Replenish your emerging-markets stake…

If you haven’t rebalanced your equities in a while, do it now. A 10% weighting in emerging-markets stocks five years ago is down closer to 5% now. Be careful, though. Because economists don’t expect a new bull market in commodities to take off, you may want to avoid funds with big bets on commodity-reliant companies.

T. Rowe Price Emerging Markets Stock , which is on the Money 50 list, holds less than 7% of its portfolio in energy, basic materials, and industrial stocks, with the majority of its assets in consumer-driven areas including tech.

…But go light on China

For years China drove economic growth in the developing world. But the country is now an emerging market in name only, mired by an aging population and a shrinking workforce.

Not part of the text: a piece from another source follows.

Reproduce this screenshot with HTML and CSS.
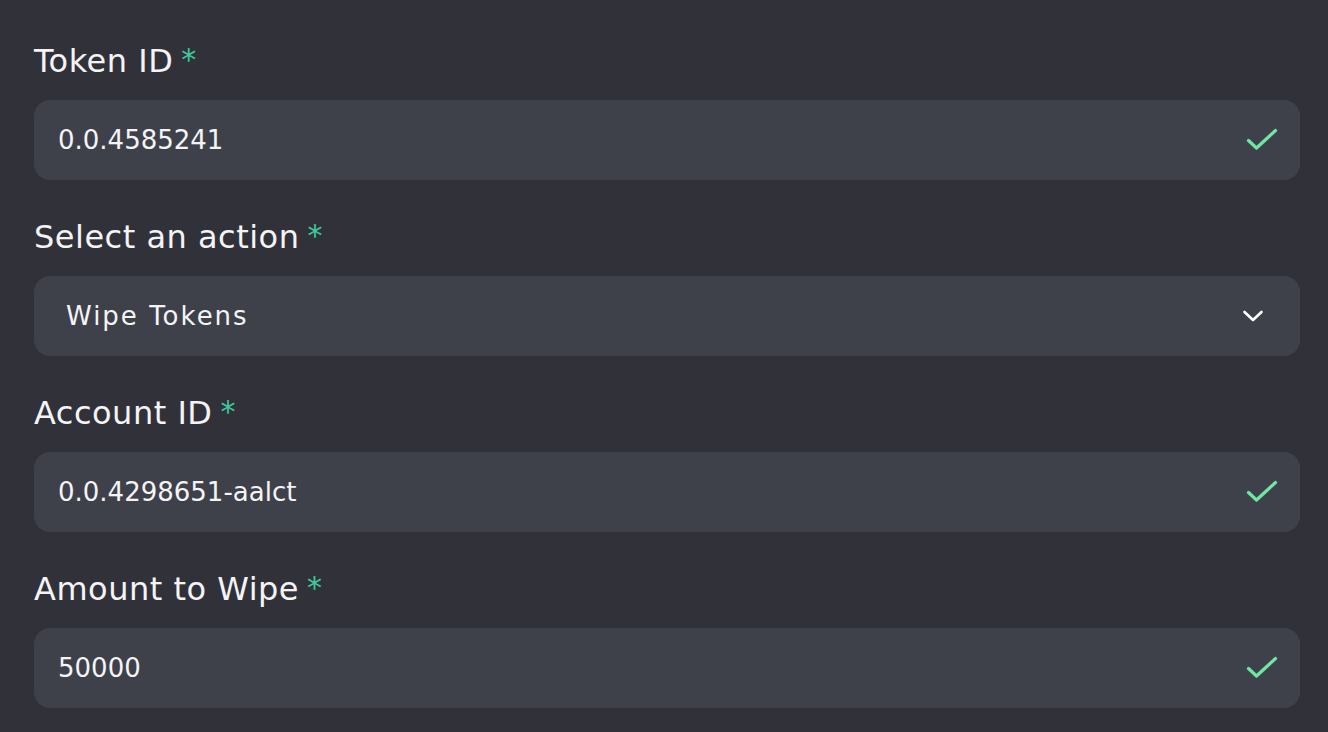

Favor funds that limit exposure to China. The Harding Loevner Frontier Emerging Markets Fund focuses on relatively small and fast-growing economies such as the Philippines, Colombia, and Kenya. Among index funds, Columbia Beyond BRICs ETF avoids the largest emerging economies (Brazil, Russia, India, and China) while focusing on consumer-driven markets such as Mexico, Malaysia, and Indonesia.